What you wanted at 25 is unlikely to be the same as what you want at 35 or 40. Life events, personal priorities, and professional experiences all shape how you view your career over time.

Having a family, relocating, dealing with personal challenges, or simply reassessing what matters can all shift your definition of success. This is where a relationship-led approach becomes so valuable. Instead of judging those changes, it recognises them as part of a normal, healthy career journey.

Wanting a role that offers balance does not mean you lack ambition. Equally, wanting to push hard and progress quickly during certain phases of your career is not a problem either.

Both have value. Both are valid.

The key is understanding where you are now, and making decisions that support that, rather than following a version of success that no longer fits.

Looking at the whole person

Ultimately, the difference comes down to perspective.

Transactional recruitment focuses on matching experience to a job. Consultative recruitment focuses on understanding the whole person.
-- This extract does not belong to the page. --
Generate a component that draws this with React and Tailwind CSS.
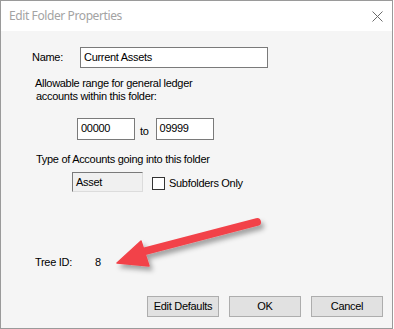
import React from "react";

function CloseIcon() {
  return (
    <svg width="11" height="11" viewBox="0 0 11 11" className="block">
      <path d="M0.5 0.5 L10.5 10.5 M10.5 0.5 L0.5 10.5" stroke="#6b6b6b" strokeWidth="1" />
    </svg>
  );
}

function RedArrow() {
  return (
    <svg
      width="170"
      height="70"
      viewBox="100 210 170 70"
      className="absolute left-[100px] top-[210px] pointer-events-none"
    >
      <defs>
        <filter id="shadow" x="-20%" y="-40%" width="140%" height="180%">
          <feDropShadow dx="3" dy="4" stdDeviation="2.5" floodColor="#000" floodOpacity="0.35" />
        </filter>
      </defs>
      <g filter="url(#shadow)">
        <line x1="257" y1="222" x2="138" y2="253" stroke="#f2434a" strokeWidth="8" strokeLinecap="round" />
        <path d="M117 263 L141 241 L149 266 Z" fill="#f2434a" stroke="#f2434a" strokeWidth="1.5" strokeLinejoin="round" />
      </g>
    </svg>
  );
}

function Button({ children }) {
  return (
    <button className="w-[72px] h-[21px] bg-[#e1e1e1] border border-[#adadad] text-[11px] text-black leading-none">
      {children}
    </button>
  );
}

export default function App() {
  return (
    <div className="w-[394px] h-[329px] bg-white relative font-['Liberation_Sans',Arial,sans-serif] text-[11px] tracking-[-0.3px] text-black">
      <div className="w-[393px] h-[329px] border border-[#9a9a9a] bg-[#f5f5f5] flex flex-col">
        {/* Title bar */}
        <div className="h-[30px] bg-white flex items-center justify-between pl-[8px] pr-[9px]">
          <span className="font-['Noto_Sans',sans-serif] text-[12px] tracking-[-0.4px] text-[#a3a3a3]">Edit Folder Properties</span>
          <CloseIcon />
        </div>

        {/* Body */}
        <div className="flex flex-col pl-[31px] leading-[13px]">
          <div className="flex items-center mt-[16px]">
            <span className="w-[48px]">Name:</span>
            <div className="w-[188px] h-[21px] bg-white border border-[#7a7a7a] flex items-center pl-[3px]">
              Current Assets
            </div>
          </div>

          <div className="mt-[9px] pl-[3px]">
            <div>Allowable range for general ledger</div>
            <div className="pl-[1px]">accounts within this folder:</div>
          </div>

          <div className="flex items-center mt-[15px] pl-[45px]">
            <div className="w-[58px] h-[22px] bg-white border border-[#7a7a7a] pl-[3px] pt-[3px]">00000</div>
            <span className="ml-[5px] mr-[7px] mt-[5px]">to</span>
            <div className="w-[58px] h-[22px] bg-white border border-[#7a7a7a] pl-[3px] pt-[3px]">09999</div>
          </div>

          <div className="mt-[13px] pl-[4px]">Type of Accounts going into this folder</div>

          <div className="flex items-center mt-[6px] pl-[40px]">
            <div className="w-[71px] h-[20px] bg-[#f0f0f0] border-t border-l border-t-[#7a7a7a] border-l-[#7a7a7a] border-b border-r border-b-[#dcdcdc] border-r-[#dcdcdc] pl-[3px] pt-[3px]">
              Asset
            </div>
            <div className="w-[13px] h-[13px] bg-white border border-[#333333] ml-[9px] mt-[2px]" />
            <span className="ml-[4px] mt-[2px]">Subfolders Only</span>
          </div>

          <div className="flex mt-[64px] pl-[3px]">
            <span className="w-[60px]">Tree ID:</span>
            <span>8</span>
          </div>
        </div>

        <div className="flex justify-end gap-[10px] pr-[9px] mt-[27px]">
          <Button>Edit Defaults</Button>
          <Button>OK</Button>
          <Button>Cancel</Button>
        </div>
      </div>
      <RedArrow />
    </div>
  );
}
That includes their motivations, their behaviours, their strengths, and the context around their life and career at that moment in time. This is not about overcomplicating the process. It is about improving it. Because when you take this approach, the outcomes tend to speak for themselves. There is better alignment between the candidate and the business, which leads to longer tenure and stronger performance. People feel more engaged in their roles because they are in environments that suit how they work, not just what they can do. And perhaps most importantly, it creates a more positive experience of recruitment itself from both parties!

Candidates feel understood rather than processed. Supported rather than pushed. Guided rather than sold to.

At Signature Career Management, this is exactly what we aim to achieve. Everything we do is built on the belief that people are the driving force behind any successful organisation, and getting that right requires more than just matching CVs to job descriptions.

Because organisations are not built by strategy alone. They are built by people who believe in what they are building.